Tricking the Immune System
Insulin-dependent diabetes mellitus afflicts more than a million North Americans. It's long been one of those aggravating illnesses that can be treated but not cured; once the disease progresses to the point that its victims need insulin injections to stay alive, they'll need that additional insulin for the rest of their lives.
In some ways, its cause is well understood. In a healthy person, clusters of specialized cells---islet cells---in the pancreas gland manufacture insulin, a protein hormone essential for metabolizing carbohydrates. In a person with diabetes, these islet cells degenerate and die, no longer providing the necessary insulin.
Once it became technologically possible, medical researchers tried transplanting functioning islet cells into the pancreas glands of diabetics to cure their disease.

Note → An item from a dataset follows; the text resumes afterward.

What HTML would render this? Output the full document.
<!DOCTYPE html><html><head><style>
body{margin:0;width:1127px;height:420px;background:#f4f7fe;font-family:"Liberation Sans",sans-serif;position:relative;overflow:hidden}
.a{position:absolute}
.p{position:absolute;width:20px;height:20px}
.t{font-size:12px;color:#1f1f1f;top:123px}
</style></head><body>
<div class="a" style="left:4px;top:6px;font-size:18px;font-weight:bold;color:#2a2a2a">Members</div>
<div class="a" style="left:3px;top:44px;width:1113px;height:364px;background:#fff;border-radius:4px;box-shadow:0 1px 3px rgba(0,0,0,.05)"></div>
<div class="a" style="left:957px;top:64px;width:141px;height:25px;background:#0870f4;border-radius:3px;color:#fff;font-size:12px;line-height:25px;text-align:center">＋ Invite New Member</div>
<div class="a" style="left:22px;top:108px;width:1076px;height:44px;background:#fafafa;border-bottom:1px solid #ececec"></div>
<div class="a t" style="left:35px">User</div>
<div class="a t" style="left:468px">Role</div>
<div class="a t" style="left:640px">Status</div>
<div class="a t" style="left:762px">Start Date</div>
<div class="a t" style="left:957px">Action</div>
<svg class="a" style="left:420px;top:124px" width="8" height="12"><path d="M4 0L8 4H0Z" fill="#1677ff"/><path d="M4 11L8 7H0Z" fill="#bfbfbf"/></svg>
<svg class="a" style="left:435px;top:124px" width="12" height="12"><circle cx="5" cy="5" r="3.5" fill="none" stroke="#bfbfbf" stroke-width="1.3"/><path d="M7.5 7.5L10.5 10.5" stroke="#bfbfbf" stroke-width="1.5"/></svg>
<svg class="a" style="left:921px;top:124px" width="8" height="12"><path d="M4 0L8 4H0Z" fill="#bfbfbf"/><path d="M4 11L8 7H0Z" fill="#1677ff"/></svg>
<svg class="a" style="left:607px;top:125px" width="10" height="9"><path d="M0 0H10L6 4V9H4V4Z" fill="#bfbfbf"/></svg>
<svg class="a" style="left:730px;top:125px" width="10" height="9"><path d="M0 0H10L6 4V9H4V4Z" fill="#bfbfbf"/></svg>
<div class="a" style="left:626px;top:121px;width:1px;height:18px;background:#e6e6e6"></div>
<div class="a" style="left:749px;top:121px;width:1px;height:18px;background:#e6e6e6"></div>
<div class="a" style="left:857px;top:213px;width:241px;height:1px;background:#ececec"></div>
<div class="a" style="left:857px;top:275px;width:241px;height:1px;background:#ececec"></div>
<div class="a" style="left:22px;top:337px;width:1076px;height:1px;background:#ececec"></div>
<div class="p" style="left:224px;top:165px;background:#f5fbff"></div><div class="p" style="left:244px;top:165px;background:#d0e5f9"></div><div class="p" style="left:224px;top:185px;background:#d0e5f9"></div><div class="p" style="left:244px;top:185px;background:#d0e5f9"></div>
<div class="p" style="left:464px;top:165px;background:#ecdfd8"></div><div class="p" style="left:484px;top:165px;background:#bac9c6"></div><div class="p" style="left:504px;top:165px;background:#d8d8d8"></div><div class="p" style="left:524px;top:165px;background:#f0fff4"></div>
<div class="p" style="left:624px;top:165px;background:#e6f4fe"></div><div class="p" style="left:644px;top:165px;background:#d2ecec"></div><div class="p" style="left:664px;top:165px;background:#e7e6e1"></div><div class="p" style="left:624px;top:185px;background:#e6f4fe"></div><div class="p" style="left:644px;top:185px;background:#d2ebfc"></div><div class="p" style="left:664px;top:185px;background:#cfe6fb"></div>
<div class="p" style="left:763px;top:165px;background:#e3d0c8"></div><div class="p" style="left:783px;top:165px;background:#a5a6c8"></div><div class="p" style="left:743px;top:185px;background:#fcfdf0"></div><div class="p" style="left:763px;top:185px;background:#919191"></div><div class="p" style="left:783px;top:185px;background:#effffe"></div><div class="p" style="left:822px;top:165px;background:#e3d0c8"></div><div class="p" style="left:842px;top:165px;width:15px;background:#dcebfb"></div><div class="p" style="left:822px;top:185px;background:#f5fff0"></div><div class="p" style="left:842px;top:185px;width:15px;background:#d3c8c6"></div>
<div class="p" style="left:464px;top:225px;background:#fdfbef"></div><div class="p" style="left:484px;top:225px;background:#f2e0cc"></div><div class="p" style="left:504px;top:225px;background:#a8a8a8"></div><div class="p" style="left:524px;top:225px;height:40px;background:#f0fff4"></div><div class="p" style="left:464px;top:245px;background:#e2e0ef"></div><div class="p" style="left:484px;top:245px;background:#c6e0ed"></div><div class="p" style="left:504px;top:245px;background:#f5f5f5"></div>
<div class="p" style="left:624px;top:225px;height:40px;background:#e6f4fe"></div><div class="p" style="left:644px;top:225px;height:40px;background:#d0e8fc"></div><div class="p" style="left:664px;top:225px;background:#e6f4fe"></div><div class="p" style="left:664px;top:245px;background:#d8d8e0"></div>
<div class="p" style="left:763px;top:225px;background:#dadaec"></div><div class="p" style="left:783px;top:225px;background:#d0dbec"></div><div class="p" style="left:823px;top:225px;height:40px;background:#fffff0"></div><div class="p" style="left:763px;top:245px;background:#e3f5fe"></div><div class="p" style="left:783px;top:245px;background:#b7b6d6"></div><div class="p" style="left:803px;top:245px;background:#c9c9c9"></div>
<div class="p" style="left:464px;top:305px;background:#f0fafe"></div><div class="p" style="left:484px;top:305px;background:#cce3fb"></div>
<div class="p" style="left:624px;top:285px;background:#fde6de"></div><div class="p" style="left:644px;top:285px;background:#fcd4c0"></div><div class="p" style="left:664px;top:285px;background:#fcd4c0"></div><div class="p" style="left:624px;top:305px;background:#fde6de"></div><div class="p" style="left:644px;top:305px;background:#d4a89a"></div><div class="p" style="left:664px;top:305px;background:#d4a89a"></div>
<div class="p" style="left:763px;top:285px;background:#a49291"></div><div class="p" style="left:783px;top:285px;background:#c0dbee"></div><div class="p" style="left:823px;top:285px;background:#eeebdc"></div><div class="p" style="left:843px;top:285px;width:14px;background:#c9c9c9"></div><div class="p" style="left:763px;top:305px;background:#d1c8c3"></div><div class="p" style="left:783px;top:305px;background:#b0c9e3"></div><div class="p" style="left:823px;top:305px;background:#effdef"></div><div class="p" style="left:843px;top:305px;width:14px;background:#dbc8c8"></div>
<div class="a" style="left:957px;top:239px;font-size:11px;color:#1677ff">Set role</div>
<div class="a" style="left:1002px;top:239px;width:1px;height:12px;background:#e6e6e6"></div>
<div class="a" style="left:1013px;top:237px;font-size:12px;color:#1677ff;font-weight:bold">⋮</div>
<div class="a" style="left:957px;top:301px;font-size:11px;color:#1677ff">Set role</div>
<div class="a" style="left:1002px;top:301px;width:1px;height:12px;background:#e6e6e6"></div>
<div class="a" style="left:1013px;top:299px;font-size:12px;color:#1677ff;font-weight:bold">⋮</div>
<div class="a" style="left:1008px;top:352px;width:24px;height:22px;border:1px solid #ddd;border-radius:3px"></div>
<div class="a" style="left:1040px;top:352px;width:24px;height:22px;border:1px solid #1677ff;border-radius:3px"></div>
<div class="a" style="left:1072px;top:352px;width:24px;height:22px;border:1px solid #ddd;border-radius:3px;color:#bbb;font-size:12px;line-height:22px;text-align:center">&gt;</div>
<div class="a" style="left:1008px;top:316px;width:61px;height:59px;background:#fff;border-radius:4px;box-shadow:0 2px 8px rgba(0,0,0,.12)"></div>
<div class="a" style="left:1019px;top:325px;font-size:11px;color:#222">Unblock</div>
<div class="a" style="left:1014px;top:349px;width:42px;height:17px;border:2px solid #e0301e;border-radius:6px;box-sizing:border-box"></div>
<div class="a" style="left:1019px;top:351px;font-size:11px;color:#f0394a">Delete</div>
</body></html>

In theory, that was a logical treatment, but in practice it didn't work so well.
Over eons of evolution, we have developed immune systems that discriminate between self and not-self---and wipe out the not-self intruders. This is what makes organ transplants such a challenge: the immune system works against strange heart, kidney, or islet cells as well as bacterial cells. Thus transplant recipients' immune systems quickly attacked the new islets, unless those patients also received immuno-suppressant drugs. Just as the name implies, these drugs suppress the action of the immune system. They're strong medicine, and they have undesirable side effects (including leaving the recipient vulnerable to the array of invading disease organisms people encounter every day). If a patient will die without a heart transplant, he or she may well think the risk of taking immuno-suppressants is worth it, but diabetics can fall back on insulin injections. For them, this cure might well be worse than the disease.
For medical researchers, suspecting they have a cure but not being able to apply it is a frustrating situation. Dr. Ali Naji of the University of Pennsylvania thinks he may have found a way around that frustration, and he has cages of healthy rats to support his contention.

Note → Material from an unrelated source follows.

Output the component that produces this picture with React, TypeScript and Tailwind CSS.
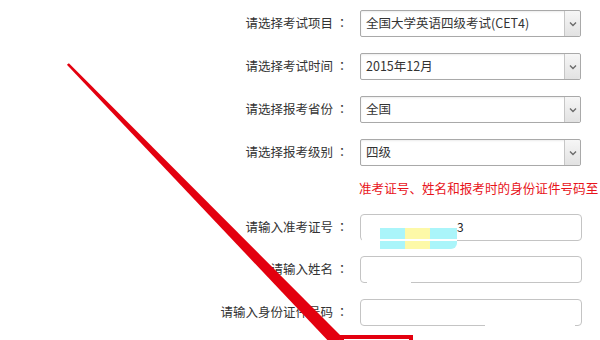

The rats once had diabetes. Naji cured them with transplanted islet cells, but he didn't install the new cells in the rodents' pancreas glands. Instead, each rat received the cells into a different gland, the thymus. It was a matter of good judgment, not bad aim. Naji reasoned that the thymus would offer special advantages because it is the nurturing ground for some key cells of the immune system, T lymphocytes.
At first glance that would seem the worst place to put a transplant--like putting a chicken in a fox den. The T lymphocytes growing in the thymus are killer cells that seek out and destroy substances bearing antigens to which they respond, which certainly includes not-self islet cells. But Naji understood that T cells develop their chemical sensitivities while they mature. Rather like children, they learn to identify who is a member of the family and who isn't while they're growing up. He gave the experimental rats one shot of a heavy-duty immunosuppressant to wipe out 90 percent of the full-grown T cells so that a new crop of young T cells could mature in the company of the implanted islet cells. It worked. The islet cells "resist rejection," as Naji put it in the recent issue of Science magazine where his work is reported. The rats' killer T cells ignored the implanted islet cells, which are functioning well in their odd new home.
The experiment is only a first step on a long road; the technique will be tested on larger animals next, perhaps pigs or dogs. It will be years before human experiments can take place.
When they do, diabetics may not be the first subjects. After the initial transplants of islet cells, Naji and his colleagues tried moving kidney tissue from the original islet-cell donor rats into the kidneys of the rats that had received the islet cells. The transplanted kidney cells were not attacked. Somehow, after accepting the new islet cells, the T lymphocytes extended recognition to cells from other tissues. This opens a new avenue in organ transplant research, one that might eventually do away with the need for immunosuppressant drugs entirely.